> [Brief]: Restate all the material verbatim, except for the pictures.

##### Information provided #####

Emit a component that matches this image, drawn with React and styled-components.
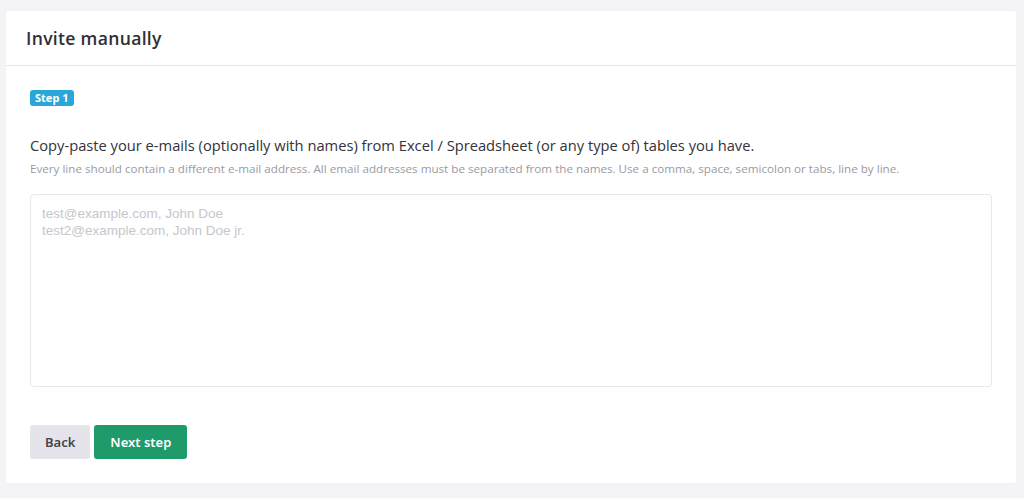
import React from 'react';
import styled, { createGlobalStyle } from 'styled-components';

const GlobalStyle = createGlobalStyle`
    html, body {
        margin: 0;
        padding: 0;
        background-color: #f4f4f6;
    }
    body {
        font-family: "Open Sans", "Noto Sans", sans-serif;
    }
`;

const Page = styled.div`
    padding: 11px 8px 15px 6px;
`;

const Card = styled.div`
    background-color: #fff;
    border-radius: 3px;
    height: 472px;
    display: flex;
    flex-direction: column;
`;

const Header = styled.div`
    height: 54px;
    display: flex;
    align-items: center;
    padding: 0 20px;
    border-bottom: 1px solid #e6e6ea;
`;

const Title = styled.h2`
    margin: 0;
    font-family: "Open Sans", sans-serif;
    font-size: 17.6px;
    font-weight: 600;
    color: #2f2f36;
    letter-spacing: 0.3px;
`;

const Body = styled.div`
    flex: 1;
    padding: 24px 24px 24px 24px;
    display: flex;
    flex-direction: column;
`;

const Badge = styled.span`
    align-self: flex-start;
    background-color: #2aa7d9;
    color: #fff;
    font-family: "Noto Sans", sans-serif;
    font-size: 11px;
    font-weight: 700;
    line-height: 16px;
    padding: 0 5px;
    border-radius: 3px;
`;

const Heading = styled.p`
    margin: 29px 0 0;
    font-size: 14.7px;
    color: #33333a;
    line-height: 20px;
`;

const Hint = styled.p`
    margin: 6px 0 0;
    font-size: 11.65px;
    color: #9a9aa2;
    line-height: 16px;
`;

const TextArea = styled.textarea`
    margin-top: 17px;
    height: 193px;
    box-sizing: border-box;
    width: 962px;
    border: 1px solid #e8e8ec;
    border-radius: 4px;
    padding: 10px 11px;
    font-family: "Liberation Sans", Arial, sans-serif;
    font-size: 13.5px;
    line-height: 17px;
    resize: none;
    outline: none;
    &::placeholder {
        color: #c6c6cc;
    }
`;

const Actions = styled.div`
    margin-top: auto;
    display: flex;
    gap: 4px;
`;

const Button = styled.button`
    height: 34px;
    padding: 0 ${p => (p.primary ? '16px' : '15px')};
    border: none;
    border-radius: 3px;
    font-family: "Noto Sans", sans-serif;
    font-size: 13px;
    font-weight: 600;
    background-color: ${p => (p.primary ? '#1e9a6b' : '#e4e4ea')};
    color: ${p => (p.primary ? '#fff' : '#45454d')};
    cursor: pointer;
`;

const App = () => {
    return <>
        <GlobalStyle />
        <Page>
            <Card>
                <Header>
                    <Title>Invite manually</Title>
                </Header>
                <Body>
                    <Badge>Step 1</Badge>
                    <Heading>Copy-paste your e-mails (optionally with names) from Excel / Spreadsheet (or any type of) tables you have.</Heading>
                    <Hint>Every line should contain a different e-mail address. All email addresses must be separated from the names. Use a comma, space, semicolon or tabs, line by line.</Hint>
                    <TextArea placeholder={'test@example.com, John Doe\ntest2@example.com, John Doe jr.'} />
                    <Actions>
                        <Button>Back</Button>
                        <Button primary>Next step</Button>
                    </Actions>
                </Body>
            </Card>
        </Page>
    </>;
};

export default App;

#####

> [Answer for this exercise]:
Emit a component that matches this image, drawn with React and styled-components.
import React from 'react';
import styled, { createGlobalStyle } from 'styled-components';

const GlobalStyle = createGlobalStyle`
    html, body {
        margin: 0;
        padding: 0;
        background-color: #f4f4f6;
    }
    body {
        font-family: "Open Sans", "Noto Sans", sans-serif;
    }
`;

const Page = styled.div`
    padding: 11px 8px 15px 6px;
`;

const Card = styled.div`
    background-color: #fff;
    border-radius: 3px;
    height: 472px;
    display: flex;
    flex-direction: column;
`;

const Header = styled.div`
    height: 54px;
    display: flex;
    align-items: center;
    padding: 0 20px;
    border-bottom: 1px solid #e6e6ea;
`;

const Title = styled.h2`
    margin: 0;
    font-family: "Open Sans", sans-serif;
    font-size: 17.6px;
    font-weight: 600;
    color: #2f2f36;
    letter-spacing: 0.3px;
`;

const Body = styled.div`
    flex: 1;
    padding: 24px 24px 24px 24px;
    display: flex;
    flex-direction: column;
`;

const Badge = styled.span`
    align-self: flex-start;
    background-color: #2aa7d9;
    color: #fff;
    font-family: "Noto Sans", sans-serif;
    font-size: 11px;
    font-weight: 700;
    line-height: 16px;
    padding: 0 5px;
    border-radius: 3px;
`;

const Heading = styled.p`
    margin: 29px 0 0;
    font-size: 14.7px;
    color: #33333a;
    line-height: 20px;
`;

const Hint = styled.p`
    margin: 6px 0 0;
    font-size: 11.65px;
    color: #9a9aa2;
    line-height: 16px;
`;

const TextArea = styled.textarea`
    margin-top: 17px;
    height: 193px;
    box-sizing: border-box;
    width: 962px;
    border: 1px solid #e8e8ec;
    border-radius: 4px;
    padding: 10px 11px;
    font-family: "Liberation Sans", Arial, sans-serif;
    font-size: 13.5px;
    line-height: 17px;
    resize: none;
    outline: none;
    &::placeholder {
        color: #c6c6cc;
    }
`;

const Actions = styled.div`
    margin-top: auto;
    display: flex;
    gap: 4px;
`;

const Button = styled.button`
    height: 34px;
    padding: 0 ${p => (p.primary ? '16px' : '15px')};
    border: none;
    border-radius: 3px;
    font-family: "Noto Sans", sans-serif;
    font-size: 13px;
    font-weight: 600;
    background-color: ${p => (p.primary ? '#1e9a6b' : '#e4e4ea')};
    color: ${p => (p.primary ? '#fff' : '#45454d')};
    cursor: pointer;
`;

const App = () => {
    return <>
        <GlobalStyle />
        <Page>
            <Card>
                <Header>
                    <Title>Invite manually</Title>
                </Header>
                <Body>
                    <Badge>Step 1</Badge>
                    <Heading>Copy-paste your e-mails (optionally with names) from Excel / Spreadsheet (or any type of) tables you have.</Heading>
                    <Hint>Every line should contain a different e-mail address. All email addresses must be separated from the names. Use a comma, space, semicolon or tabs, line by line.</Hint>
                    <TextArea placeholder={'test@example.com, John Doe\ntest2@example.com, John Doe jr.'} />
                    <Actions>
                        <Button>Back</Button>
                        <Button primary>Next step</Button>
                    </Actions>
                </Body>
            </Card>
        </Page>
    </>;
};

export default App;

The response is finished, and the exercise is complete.